I remember when I was 16 and my teacher was teaching me this cool book by Charlie Wilcoxen. I think it was called All American Drummer. I had just finished Ted Reed's Syncopation and my teacher was trying to teach me the snare drum solos in this book. The book was way over my head at the time and I think I got frustrated or I had a fear of failure and kept avoiding it. My drum teacher eventually stopped pushing it on me and we went back to some other stuff. I'm 27 now and I know I would be in a different position today had I pushed myself to learn that book. Today, I would give myself a B+ for keeping time but an F for creativity.

Have you ever avoided playing something or learning something because you didn't believe you could do it? Some people just pick up the drums real easily, but for some people, it really is hard. Have you ever been in my position?
 

drums_n_surf

Senior Member
Hey man, the beautiful thing about practice is that you can stuff up so badly, and nobody will ever know. Okay apart from maybe your neighbours. But if you look at any drummer, and maybe they play some cool little fill, or beat, or just any part of their drumming, and you go, wow, i wish i could play that...keep in mind that they tried to play that countless of times, screwing up many times on the way before they played it to perfection.

I tend to set aside the last 30 minutes of my practice session just playing whatever the hell i want, and not holding back. Sometimes it sounds awful, but thats okay, because nobody is 'examining' me, so to say. Othertimes it sounds great, and then I try and practice it and incorporate it into some of my playing.

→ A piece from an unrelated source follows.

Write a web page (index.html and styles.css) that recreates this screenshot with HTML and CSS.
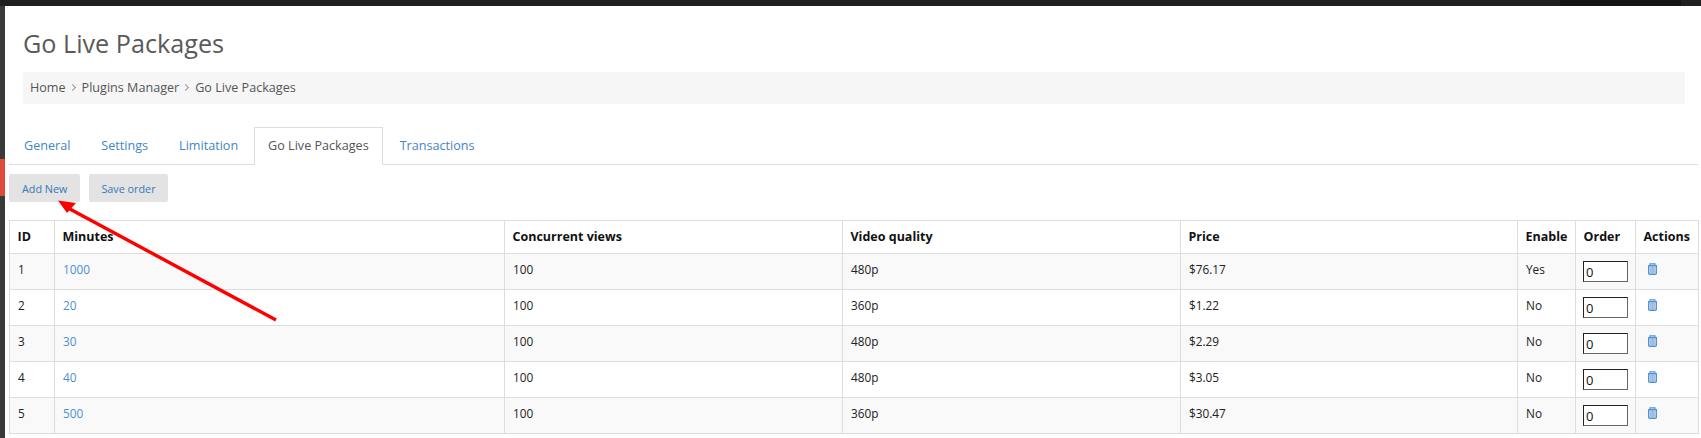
FILE: index.html
```html
<!DOCTYPE html>
<html lang="en">
<head>
<meta charset="utf-8">
<title>Go Live Packages</title>
<link rel="stylesheet" href="styles.css">
</head>
<body>
<div class="topbar"><div class="topbar-dark"></div></div>
<div class="shell">
  <aside class="rail"><div class="rail-mark"></div></aside>
  <main class="content">
    <header class="head">
      <h1>Go Live Packages</h1>
      <nav class="crumbs">
        <a>Home</a><span class="sep"></span><a>Plugins Manager</a><span class="sep"></span><a>Go Live Packages</a>
      </nav>
    </header>
    <ul class="tabs">
      <li><a>General</a></li>
      <li><a>Settings</a></li>
      <li><a>Limitation</a></li>
      <li class="active"><a>Go Live Packages</a></li>
      <li><a>Transactions</a></li>
    </ul>
    <div class="actions">
      <button class="btn">Add New</button>
      <button class="btn">Save order</button>
    </div>
    <table class="grid">
      <colgroup>
        <col class="c-id"><col class="c-min"><col class="c-views"><col class="c-quality"><col class="c-price"><col class="c-enable"><col class="c-order"><col class="c-actions">
      </colgroup>
      <thead>
        <tr><th>ID</th><th>Minutes</th><th>Concurrent views</th><th>Video quality</th><th>Price</th><th>Enable</th><th>Order</th><th>Actions</th></tr>
      </thead>
      <tbody>
        <tr><td>1</td><td><a>1000</a></td><td>100</td><td>480p</td><td>$76.17</td><td>Yes</td><td class="ord"><input value="0"></td><td><svg class="trash" viewBox="0 0 10 12"><use href="#bin"/></svg></td></tr>
        <tr><td>2</td><td><a>20</a></td><td>100</td><td>360p</td><td>$1.22</td><td>No</td><td class="ord"><input value="0"></td><td><svg class="trash" viewBox="0 0 10 12"><use href="#bin"/></svg></td></tr>
        <tr><td>3</td><td><a>30</a></td><td>100</td><td>480p</td><td>$2.29</td><td>No</td><td class="ord"><input value="0"></td><td><svg class="trash" viewBox="0 0 10 12"><use href="#bin"/></svg></td></tr>
        <tr><td>4</td><td><a>40</a></td><td>100</td><td>480p</td><td>$3.05</td><td>No</td><td class="ord"><input value="0"></td><td><svg class="trash" viewBox="0 0 10 12"><use href="#bin"/></svg></td></tr>
        <tr><td>5</td><td><a>500</a></td><td>100</td><td>360p</td><td>$30.47</td><td>No</td><td class="ord"><input value="0"></td><td><svg class="trash" viewBox="0 0 10 12"><use href="#bin"/></svg></td></tr>
      </tbody>
    </table>
  </main>
</div>
<svg class="defs" width="0" height="0">
  <symbol id="bin" viewBox="0 0 10 12">
    <rect x="1.5" y="3" width="7" height="8" fill="#b4cbe6"/>
    <path d="M3.5 3.5v7M5 3.5v7M6.5 3.5v7" stroke="#8fb0d8" stroke-width=".7"/>
    <path d="M2.5 2V.9h5V2M.6 2.6h8.8M1 2.6v7.6q0 1.2 1.2 1.2h5.6q1.2 0 1.2-1.2V2.6" fill="none" stroke="#4f93d8" stroke-width="1.1"/>
  </symbol>
</svg>
<svg class="arrow" viewBox="0 0 1701 438">
  <path d="M276 320 68 208" stroke="#fe0000" stroke-width="3.4" fill="none"/>
  <path d="M58 200.5 76 203 67 213Z" fill="#fe0000"/>
</svg>
</body>
</html>
```
FILE: styles.css
```css
* { box-sizing: border-box; }
html, body { margin: 0; height: 100%; overflow: hidden; }
body { font-family: "Open Sans", sans-serif; font-size: 12px; color: #333; background: #fff; position: relative; }
a { color: #337ab7; text-decoration: none; }

.topbar { height: 6px; background: #1f1f1f; display: flex; justify-content: flex-end; padding-right: 20px; }
.topbar-dark { width: 121px; background: #141414; }

.shell { display: flex; height: 432px; }
.rail { width: 5px; background: #3a3a3a; flex: none; padding-top: 153px; }
.rail-mark { height: 37px; background: #dd4b39; }

.content { flex: 1; padding-left: 4px; padding-right: 3px; min-width: 0; }

.head { padding: 23px 13px 0 14px; }
h1 { margin: 0; font-size: 25.2px; font-weight: 400; line-height: 28px; color: #5a5a5a; }
.crumbs { margin-top: 15px; height: 32px; background: #f6f6f6; padding: 0 7px 2px; display: flex; align-items: center; font-size: 12.6px; color: #555; }
.crumbs a { color: #555; }
.sep { width: 5px; height: 5px; border-top: 1px solid #999; border-right: 1px solid #999; transform: rotate(45deg); margin: 0 7px 0 4px; }

.tabs { list-style: none; margin: 23px 0 0; padding: 0; display: flex; height: 38px; border-bottom: 1px solid #ddd; font-size: 12.6px; }
.tabs li { height: 38px; }
.tabs a { display: block; height: 37px; padding: 10px 15.5px 0; line-height: 18px; color: #3f86c6; }
.tabs li:first-child a { padding-left: 15px; }
.tabs .active { margin-right: 1px; }
.tabs .active a { color: #555; background: #fff; border: 1px solid #ddd; border-bottom: 0; height: 38px; padding: 9px 13.5px 0; }

.actions { margin-top: 9px; display: flex; gap: 9px; }
.btn { height: 28px; padding: 0 12px; border: 0; border-radius: 2px; background: #e3e3e3; color: #337ab7; font: 10.8px "Open Sans", sans-serif; }
.btn:first-child { padding: 0 13px; }

.grid { margin-top: 18px; width: 1689px; border-collapse: collapse; table-layout: fixed; font-size: 11.8px; color: #222; }
.c-id { width: 45px; } .c-min { width: 450px; } .c-views { width: 338px; } .c-quality { width: 338px; }
.c-price { width: 337px; } .c-enable { width: 58px; } .c-order { width: 60px; } .c-actions { width: 63px; }
.grid th, .grid td { border: 1px solid #ddd; padding: 7px 7px 8px 8px; text-align: left; vertical-align: top; line-height: 17px; height: 36px; }
.grid td a { color: #4f8fd0; }
.grid th { color: #111; font-size: 12.5px; font-weight: 700; height: 33px; padding-top: 7px; padding-left: 7.5px; }
.grid tbody tr:nth-child(odd) { background: #f9f9f9; }
.grid td.ord { padding: 7px 0 0 7px; }
.grid input { display: block; width: 45px; height: 21px; padding: 1px 2px; border: 1px solid; border-color: #222 #666 #666 #222; background: #fff; font: 13px "Open Sans", sans-serif; color: #111; }
.trash { width: 11px; height: 12px; margin-left: 3px; display: block; margin-top: 2px; }

.defs { position: absolute; }
.arrow { position: absolute; left: 0; top: 0; width: 1701px; height: 438px; pointer-events: none; }
```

In regards to your last sentence about avoiding to learn something because you don't believe you can....I don't believe in that statement. Anybody can learn anything...for some people it takes longer than others, but if you put in the neccesary hours, you can do it. In regards to snare drum solos...just take it a real slow tempo, maybe even a quarter of the recommended tempo, and just make sure its solid and build from there. I'm currently trying to play foot ostinatos over some snare solos, and right now, this one snare solo which i can do at the recommended 108BPM, i'm practicing it with the ostinato at 54BPM and still sometimes stuffing up. Thats half the speed it should be at, and i'm still stuffing up! But I know that if i put in a good half an hour to an hour every day, i'll have it perfected soon enough.
 

chathamight

Senior Member
yes. i think everyone has been in your position. even the greats.
hopefully it will dawn on you that the reason you've played the drums for so long is because it's fun. and having played for so long, you must've picked up something along the way, whether it's groove, technique, creativity or whatever. after having realized this for yourself, maybe your perspective will change in regards to how other people think of your playing. play for yourself again. doing that, you will automatically play for others. that's how i look at it.
but this doesn't only relate to drumming does it, 204?
if you don't love yourself, how is anyone else supposed to?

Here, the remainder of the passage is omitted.